Я промолчал. Тогда партнер продолжил:
– Правда в том, что у тебя явный аналитический талант к договорному праву. И к поиску слабых мест в аргументах оппонента. Так что ты произвел серьезное впечатление на группу элегантных, морально отвратительных руководителей швейцарской фармацевтической компании… и при этом выставил нас в лучшем свете. Поскольку я сам учился в юридической школе Гарварда, знаю, что у тебя нет времени заниматься какой-либо внеклассной работой в течение семестра. Но я уверен, что смогу найти тебе хорошо оплачиваемую летнюю подработку в следующем году.
– Звучит многообещающе, – сказал я, в то же время думая: «Но мне бы хотелось провести большую часть следующего лета в Париже… хотя не знаю, захочет ли Изабель, новоиспеченная мама, увидеть меня снова».
– Однако я ничего не собираюсь тебе предлагать, – сказал партнер, размахивая только что поданным, уже третьим, бокалом мартини, – пока ты не ответишь на мой гребаный вопрос.
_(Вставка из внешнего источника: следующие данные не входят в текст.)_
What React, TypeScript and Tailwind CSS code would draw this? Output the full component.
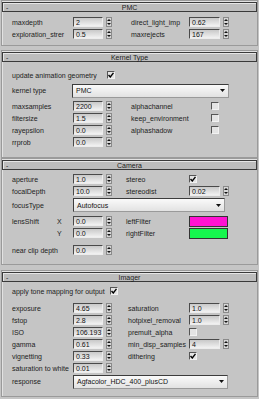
import React from "react";

const Label = ({ w, children, className = "" }: { w: number; children?: React.ReactNode; className?: string }) => (
  <div style={{ width: w }} className={`shrink-0 whitespace-nowrap overflow-visible leading-none text-[#222] ${className}`}>
    {children}
  </div>
);

const Spinner = () => (
  <div className="ml-[3px] w-[6px] h-[10px] shrink-0 flex flex-col items-center justify-center gap-[2px] bg-[#d6d6d6] border border-[#8a8a8a]">
    <svg width="4" height="2" viewBox="0 0 4 2"><path d="M0 2 L2 0 L4 2 Z" fill="#111" /></svg>
    <svg width="4" height="2" viewBox="0 0 4 2"><path d="M0 0 L2 2 L4 0 Z" fill="#111" /></svg>
  </div>
);

const Num = ({ w = 30, value }: { w?: number; value: string }) => (
  <div className="flex items-center shrink-0">
    <div
      style={{ width: w }}
      className="h-[10px] flex items-center pl-[2px] leading-none text-[#111] bg-gradient-to-b from-[#c9c9c9] to-[#f2f2f2] border-t border-l border-[#4a4a4a] border-r border-b border-r-[#ececec] border-b-[#ececec] overflow-hidden whitespace-nowrap"
    >
      {value}
    </div>
    <Spinner />
  </div>
);

const Check = ({ on }: { on?: boolean }) => (
  <div className="w-[8px] h-[8px] shrink-0 bg-[#e4e4e4] border-t border-l border-[#555] border-r border-b border-r-[#f2f2f2] border-b-[#f2f2f2] flex items-center justify-center">
    {on && (
      <svg width="6" height="6" viewBox="0 0 6 6">
        <path d="M0.5 3 L2.3 5 L5.5 0.8" stroke="#000" strokeWidth="1.4" fill="none" />
      </svg>
    )}
  </div>
);

const Select = ({ w, value }: { w: number; value: string }) => (
  <div
    style={{ width: w }}
    className="h-[14px] shrink-0 flex items-center justify-between pl-[3px] pr-[3px] bg-gradient-to-b from-[#fafafa] to-[#e2e2e2] border-t border-l border-[#3c3c3c] border-r border-b border-r-[#9a9a9a] border-b-[#9a9a9a] leading-none text-[#111] whitespace-nowrap overflow-hidden"
  >
    <span>{value}</span>
    <svg width="5" height="3" viewBox="0 0 5 3" className="shrink-0"><path d="M0 0 L5 0 L2.5 3 Z" fill="#111" /></svg>
  </div>
);

const Header = ({ title }: { title: string }) => (
  <div className="mt-[1px] h-[10px] flex items-center border border-[#3a3a3a] bg-[#bdbdbd] shadow-[inset_1px_1px_0_#e6e6e6] leading-none text-[#222]">
    <span className="w-[12px] pl-[3px] shrink-0">-</span>
    <span className="flex-1 text-center">{title}</span>
    <span className="w-[12px] shrink-0" />
  </div>
);

const Frame = ({ h, mt, children }: { h: number; mt: number; children: React.ReactNode }) => (
  <div
    style={{ height: h, marginTop: mt }}
    className="mx-[1px] border border-[#9a9a9a] shadow-[inset_1px_1px_0_#e2e2e2] flex flex-col"
  >
    {children}
  </div>
);

const Row = ({ h = 12, mt = 0, children }: { h?: number; mt?: number; children: React.ReactNode }) => (
  <div style={{ height: h, marginTop: mt }} className="pl-[10px] flex items-center shrink-0">
    {children}
  </div>
);

export default function App() {
  return (
    <div className="w-[259px] h-[399px] bg-[#c5c5c5] overflow-hidden text-[7px] font-['Liberation_Sans',Arial,sans-serif]">
      {/* PMC */}
      <Frame h={46} mt={0}>
        <Header title="PMC" />
        <Row mt={4}>
          <Label w={61}>maxdepth</Label>
          <Num value="2" />
          <div className="w-[19px]" />
          <Label w={58}>direct_light_imp</Label>
          <Num w={31} value="0.62" />
        </Row>
        <Row>
          <Label w={61}>exploration_strer</Label>
          <Num value="0.5" />
          <div className="w-[19px]" />
          <Label w={58}>maxrejects</Label>
          <Num w={31} value="167" />
        </Row>
      </Frame>

      {/* Kernel Type */}
      <Frame h={108} mt={4}>
        <Header title="Kernel Type" />
        <Row mt={7}>
          <Label w={95}>update animation geometry</Label>
          <Check on />
        </Row>
        <Row h={15} mt={2}>
          <Label w={60}>kernel type</Label>
          <Select w={157} value="PMC" />
        </Row>
        <Row mt={2}>
          <Label w={61}>maxsamples</Label>
          <Num value="2200" />
          <div className="w-[19px]" />
          <Label w={80}>alphachannel</Label>
          <Check />
        </Row>
        <Row>
          <Label w={61}>filtersize</Label>
          <Num value="1.5" />
          <div className="w-[19px]" />
          <Label w={80}>keep_environment</Label>
          <Check />
        </Row>
        <Row>
          <Label w={61}>rayepsilon</Label>
          <Num value="0.0" />
          <div className="w-[19px]" />
          <Label w={80}>alphashadow</Label>
          <Check />
        </Row>
        <Row>
          <Label w={61}>rrprob</Label>
          <Num value="0.0" />
        </Row>
      </Frame>

      {/* Camera */}
      <Frame h={107} mt={0}>
        <Header title="Camera" />
        <Row mt={3}>
          <Label w={61}>aperture</Label>
          <Num value="1.0" />
          <div className="w-[14px]" />
          <Label w={63}>stereo</Label>
          <Check on />
        </Row>
        <Row>
          <Label w={61}>focalDepth</Label>
          <Num value="10.0" />
          <div className="w-[14px]" />
          <Label w={63}>stereodist</Label>
          <Num w={31} value="0.02" />
        </Row>
        <Row h={14} mt={1}>
          <Label w={61}>focusType</Label>
          <Select w={152} value="Autofocus" />
        </Row>
        <Row mt={3}>
          <Label w={45}>lensShift</Label>
          <Label w={16}>X</Label>
          <Num value="0.0" />
          <div className="w-[14px]" />
          <Label w={63}>leftFilter</Label>
          <div className="w-[39px] h-[11px] bg-[#ff12d2] border border-[#333]" />
        </Row>
        <Row>
          <Label w={45}></Label>
          <Label w={16}>Y</Label>
          <Num value="0.0" />
          <div className="w-[14px]" />
          <Label w={63}>rightFilter</Label>
          <div className="w-[39px] h-[11px] bg-[#16f74e] border border-[#333]" />
        </Row>
        <Row mt={5}>
          <Label w={61}>near clip depth</Label>
          <Num value="0.0" />
        </Row>
      </Frame>

      {/* Imager */}
      <Frame h={127} mt={5}>
        <Header title="Imager" />
        <Row mt={3}>
          <Label w={98}>apply tone mapping for output</Label>
          <Check on />
        </Row>
        <Row mt={5}>
          <Label w={61}>exposure</Label>
          <Num value="4.65" />
          <div className="w-[16px]" />
          <Label w={61}>saturation</Label>
          <Num w={31} value="1.0" />
        </Row>
        <Row>
          <Label w={61}>fstop</Label>
          <Num value="2.8" />
          <div className="w-[16px]" />
          <Label w={61}>hotpixel_removal</Label>
          <Num w={31} value="1.0" />
        </Row>
        <Row>
          <Label w={61}>ISO</Label>
          <Num value="106.193" />
          <div className="w-[16px]" />
          <Label w={61}>premult_alpha</Label>
          <Check />
        </Row>
        <Row>
          <Label w={61}>gamma</Label>
          <Num value="0.61" />
          <div className="w-[16px]" />
          <Label w={61}>min_disp_samples</Label>
          <Num w={31} value="4" />
        </Row>
        <Row>
          <Label w={61}>vignetting</Label>
          <Num value="0.33" />
          <div className="w-[16px]" />
          <Label w={61}>dithering</Label>
          <Check on />
        </Row>
        <Row>
          <Label w={61}>saturation to white</Label>
          <Num value="0.01" />
        </Row>
        <Row h={15}>
          <Label w={61}>response</Label>
          <Select w={155} value="Agfacolor_HDC_400_plusCD" />
        </Row>
      </Frame>
    </div>
  );
}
Я улыбнулся, зная, что ответ сыграет мне на руку.
– Полагаю, и ты скоро обзаведешься всем этим? Это твой вопрос?
– Именно.
– Все мы – архитекторы наших собственных тюрем. Я еще не решил, как выглядит моя.
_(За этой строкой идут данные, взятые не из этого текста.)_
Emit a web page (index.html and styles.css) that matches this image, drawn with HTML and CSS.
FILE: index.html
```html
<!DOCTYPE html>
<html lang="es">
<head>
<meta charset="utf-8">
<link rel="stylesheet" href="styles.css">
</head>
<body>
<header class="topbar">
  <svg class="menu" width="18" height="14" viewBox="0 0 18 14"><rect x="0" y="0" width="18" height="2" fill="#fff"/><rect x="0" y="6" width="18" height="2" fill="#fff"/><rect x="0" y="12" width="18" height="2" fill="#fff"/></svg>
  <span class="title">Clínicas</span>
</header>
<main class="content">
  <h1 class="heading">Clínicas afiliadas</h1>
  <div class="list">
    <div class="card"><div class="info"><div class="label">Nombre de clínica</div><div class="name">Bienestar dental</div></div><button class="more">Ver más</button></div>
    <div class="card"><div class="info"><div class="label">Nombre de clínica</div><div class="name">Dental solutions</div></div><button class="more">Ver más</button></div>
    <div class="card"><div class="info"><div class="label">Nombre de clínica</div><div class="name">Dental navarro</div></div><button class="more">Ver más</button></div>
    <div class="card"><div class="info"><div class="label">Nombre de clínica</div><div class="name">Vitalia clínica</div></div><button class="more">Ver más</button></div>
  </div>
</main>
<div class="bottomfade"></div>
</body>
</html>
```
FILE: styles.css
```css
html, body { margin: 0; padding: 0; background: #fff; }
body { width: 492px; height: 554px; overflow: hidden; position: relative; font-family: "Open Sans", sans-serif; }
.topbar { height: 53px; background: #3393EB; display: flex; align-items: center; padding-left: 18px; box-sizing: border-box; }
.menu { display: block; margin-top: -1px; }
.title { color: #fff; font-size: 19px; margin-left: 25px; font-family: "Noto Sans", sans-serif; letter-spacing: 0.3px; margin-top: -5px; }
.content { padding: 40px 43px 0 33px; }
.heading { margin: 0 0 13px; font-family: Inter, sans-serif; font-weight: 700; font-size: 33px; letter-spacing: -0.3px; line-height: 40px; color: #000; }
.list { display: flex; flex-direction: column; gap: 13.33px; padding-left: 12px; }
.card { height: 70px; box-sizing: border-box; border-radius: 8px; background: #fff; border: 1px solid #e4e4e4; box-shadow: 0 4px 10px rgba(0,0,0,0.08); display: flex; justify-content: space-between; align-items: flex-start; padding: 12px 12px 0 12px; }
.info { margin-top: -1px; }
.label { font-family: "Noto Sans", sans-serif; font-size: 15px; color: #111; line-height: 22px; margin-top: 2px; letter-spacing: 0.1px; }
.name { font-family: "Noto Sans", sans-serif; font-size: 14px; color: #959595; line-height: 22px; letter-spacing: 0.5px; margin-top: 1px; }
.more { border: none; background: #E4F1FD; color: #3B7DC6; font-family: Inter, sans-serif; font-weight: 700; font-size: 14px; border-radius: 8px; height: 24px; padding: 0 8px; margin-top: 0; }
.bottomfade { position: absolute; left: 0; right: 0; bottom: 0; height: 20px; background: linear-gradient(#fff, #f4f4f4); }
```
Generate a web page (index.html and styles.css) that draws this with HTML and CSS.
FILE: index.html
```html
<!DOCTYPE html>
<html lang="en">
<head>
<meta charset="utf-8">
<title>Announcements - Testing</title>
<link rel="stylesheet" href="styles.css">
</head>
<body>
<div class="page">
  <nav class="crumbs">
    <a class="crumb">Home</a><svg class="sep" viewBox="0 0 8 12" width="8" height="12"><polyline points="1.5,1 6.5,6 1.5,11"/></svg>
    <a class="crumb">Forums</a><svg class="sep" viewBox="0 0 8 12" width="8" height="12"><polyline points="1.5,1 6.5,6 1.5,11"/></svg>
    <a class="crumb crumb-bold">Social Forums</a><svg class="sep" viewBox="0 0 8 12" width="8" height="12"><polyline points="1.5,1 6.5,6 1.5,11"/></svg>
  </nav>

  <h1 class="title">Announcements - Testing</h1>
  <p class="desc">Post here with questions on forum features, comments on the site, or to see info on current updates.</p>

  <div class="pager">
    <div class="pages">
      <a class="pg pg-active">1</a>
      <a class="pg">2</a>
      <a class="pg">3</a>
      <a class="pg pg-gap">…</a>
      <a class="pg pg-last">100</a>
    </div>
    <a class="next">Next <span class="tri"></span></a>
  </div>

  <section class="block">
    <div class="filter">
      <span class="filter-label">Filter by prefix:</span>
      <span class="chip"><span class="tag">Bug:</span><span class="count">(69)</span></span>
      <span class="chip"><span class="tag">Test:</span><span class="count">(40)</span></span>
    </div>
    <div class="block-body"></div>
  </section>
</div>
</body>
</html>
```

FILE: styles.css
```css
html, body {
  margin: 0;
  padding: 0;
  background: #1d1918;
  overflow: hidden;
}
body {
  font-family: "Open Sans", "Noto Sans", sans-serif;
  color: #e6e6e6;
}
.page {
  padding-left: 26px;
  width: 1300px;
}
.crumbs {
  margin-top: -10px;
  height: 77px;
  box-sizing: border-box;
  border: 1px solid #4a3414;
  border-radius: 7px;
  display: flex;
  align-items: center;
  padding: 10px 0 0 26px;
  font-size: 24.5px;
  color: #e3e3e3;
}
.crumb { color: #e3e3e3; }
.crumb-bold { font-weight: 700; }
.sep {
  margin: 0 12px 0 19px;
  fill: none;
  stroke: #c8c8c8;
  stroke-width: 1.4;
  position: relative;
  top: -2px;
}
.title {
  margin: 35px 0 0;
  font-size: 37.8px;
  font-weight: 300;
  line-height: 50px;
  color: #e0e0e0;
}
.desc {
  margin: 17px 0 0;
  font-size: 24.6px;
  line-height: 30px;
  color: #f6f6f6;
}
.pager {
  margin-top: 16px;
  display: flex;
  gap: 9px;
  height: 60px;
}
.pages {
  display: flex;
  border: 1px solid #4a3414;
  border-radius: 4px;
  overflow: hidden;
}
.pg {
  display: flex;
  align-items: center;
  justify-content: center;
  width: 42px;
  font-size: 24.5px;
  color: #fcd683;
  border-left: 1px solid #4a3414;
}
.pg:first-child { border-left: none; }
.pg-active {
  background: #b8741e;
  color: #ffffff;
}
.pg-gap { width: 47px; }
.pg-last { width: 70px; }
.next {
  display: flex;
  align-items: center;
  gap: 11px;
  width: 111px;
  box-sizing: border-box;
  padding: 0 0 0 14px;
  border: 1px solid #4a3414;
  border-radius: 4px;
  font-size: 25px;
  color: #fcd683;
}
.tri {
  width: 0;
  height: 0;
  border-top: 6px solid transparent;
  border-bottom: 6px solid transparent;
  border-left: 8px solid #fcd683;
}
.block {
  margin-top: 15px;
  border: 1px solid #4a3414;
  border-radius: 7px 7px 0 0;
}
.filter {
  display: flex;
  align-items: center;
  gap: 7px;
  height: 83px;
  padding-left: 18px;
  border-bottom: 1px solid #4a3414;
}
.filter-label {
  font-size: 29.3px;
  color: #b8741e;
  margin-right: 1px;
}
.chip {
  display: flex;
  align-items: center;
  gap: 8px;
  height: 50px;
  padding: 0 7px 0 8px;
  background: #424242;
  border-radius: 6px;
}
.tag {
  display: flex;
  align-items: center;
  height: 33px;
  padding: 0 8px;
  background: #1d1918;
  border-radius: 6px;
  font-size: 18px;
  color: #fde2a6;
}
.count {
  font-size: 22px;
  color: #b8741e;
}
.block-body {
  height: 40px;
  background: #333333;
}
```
Мне хотелось рассказать об этом разговоре Изабель. Вслух задаться вопросом, не обрекаю ли я себя на карьерный путь, к которому не лежит душа. Я знал, что получил своего рода когнитивную встряску, изучая хитросплетения права: его судебные нюансы и многослойные интерпретации. В юриспруденции так мало эмпирического. Умение манипулировать фактами, чтобы вынести решение в свою пользу… это сродни написанию романа (не то чтобы я думал замахнуться на литературное творчество или имел хотя бы малейшее представление о том, как построить с нуля такое грандиозное вымышленное предприятие). А еще я хотел спросить Изабель, как развивается ее беременность; все, что было связано с этой женщиной, по-прежнему много значило для меня.
Но я отбросил эту идею в сторону. И еще раз сказал себе: все кончено. Она ясно дала это понять в своем последнем письме. Надо просто принять это как данность. И не зацикливаться на мысли, неоднократно посещавшей меня в течение той сумасшедшей недели с Шивон: вся эта безумная ненасытная похоть лишь высвечивала боль расставания с Изабель. Секс с ней никогда не был просто сексом. В нем чувствовалась любовь… даже если она никогда не могла произнести это слово, говоря о нас.
Я подумывал ограничиться хотя бы рождественской открыткой. Но решил, что будет лучше уважить ее настойчивую просьбу прекратить всякие контакты.